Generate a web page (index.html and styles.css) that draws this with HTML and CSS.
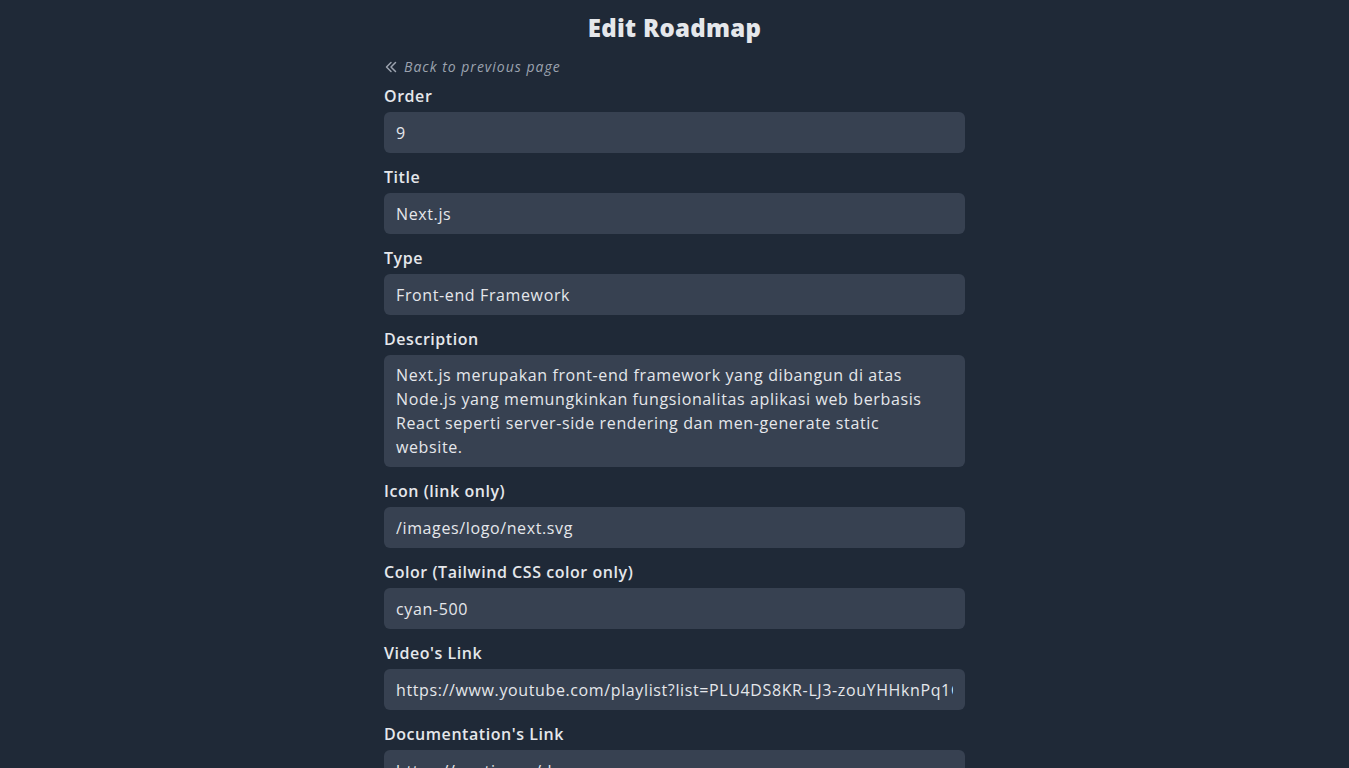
FILE: index.html
```html
<!DOCTYPE html>
<html lang="id">
<head>
<meta charset="utf-8">
<title>Edit Roadmap</title>
<link rel="stylesheet" href="styles.css">
</head>
<body>
<main class="page">
  <h1 class="title">Edit Roadmap</h1>
  <form class="form">
    <a class="back" href="#">
      <svg class="back-icon" viewBox="0 0 12 12" width="12" height="12" fill="none" stroke="currentColor" stroke-width="1.5" stroke-linecap="round" stroke-linejoin="round"><path d="M6 1.5L1.5 6 6 10.5"/><path d="M10.5 1.5L6 6l4.5 4.5"/></svg>
      <span>Back to previous page</span>
    </a>
    <label class="field">
      <span class="label">Order</span>
      <input class="input" type="text" value="9">
    </label>
    <label class="field">
      <span class="label">Title</span>
      <input class="input" type="text" value="Next.js">
    </label>
    <label class="field">
      <span class="label">Type</span>
      <input class="input" type="text" value="Front-end Framework">
    </label>
    <label class="field">
      <span class="label">Description</span>
      <textarea class="input textarea" rows="4">Next.js merupakan front-end framework yang dibangun di atas Node.js yang memungkinkan fungsionalitas aplikasi web berbasis React seperti server-side rendering dan men-generate static website.</textarea>
    </label>
    <label class="field">
      <span class="label">Icon (link only)</span>
      <input class="input" type="text" value="/images/logo/next.svg">
    </label>
    <label class="field">
      <span class="label">Color (Tailwind CSS color only)</span>
      <input class="input" type="text" value="cyan-500">
    </label>
    <label class="field">
      <span class="label">Video's Link</span>
      <input class="input" type="text" value="https://www.youtube.com/playlist?list=PLU4DS8KR-LJ3-zouYHHknPq1G">
    </label>
    <label class="field">
      <span class="label">Documentation's Link</span>
      <input class="input" type="text" value="https://nextjs.org/docs">
    </label>
  </form>
</main>
</body>
</html>
```
FILE: styles.css
```css
* { box-sizing: border-box; }
html, body {
  margin: 0;
  background: #1f2937;
  color: #e5e7eb;
  font-family: "Open Sans", "Noto Sans", sans-serif;
}
.page {
  width: 581px;
  margin: 0 auto;
  padding-top: 12px;
}
.title {
  margin: 0;
  text-align: center;
  font-size: 24px;
  line-height: 32px;
  font-weight: 800;
  letter-spacing: 0.3px;
  color: #e5e7eb;
}
.form {
  display: flex;
  flex-direction: column;
  gap: 12px;
  margin-top: 13px;
}
.back {
  display: flex;
  align-items: center;
  gap: 7px;
  color: #9ca3af;
  font-size: 14px;
  line-height: 20px;
  font-style: italic;
  letter-spacing: 1px;
  text-decoration: none;
  margin-bottom: -5px;
}
.back-icon { flex: none; margin-left: 1px; }
.field {
  display: flex;
  flex-direction: column;
  gap: 4px;
}
.label {
  font-size: 16px;
  line-height: 24px;
  font-weight: 600;
  letter-spacing: 0.55px;
  color: #e5e7eb;
}
.input {
  display: block;
  width: 100%;
  height: 41px;
  padding: 8px 12px;
  border: 0;
  border-radius: 6px;
  background: #374151;
  color: #e5e7eb;
  font-family: inherit;
  font-size: 16px;
  line-height: 24px;
  letter-spacing: 0.62px;
  outline: none;
}
.textarea {
  height: 112px;
  padding-right: 18px;
  resize: none;
  overflow: hidden;
}
```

- The task
Copy out every line of the material above that mentions the word "index".

- Exercise output
Generate a web page (index.html and styles.css) that draws this with HTML and CSS.
FILE: index.html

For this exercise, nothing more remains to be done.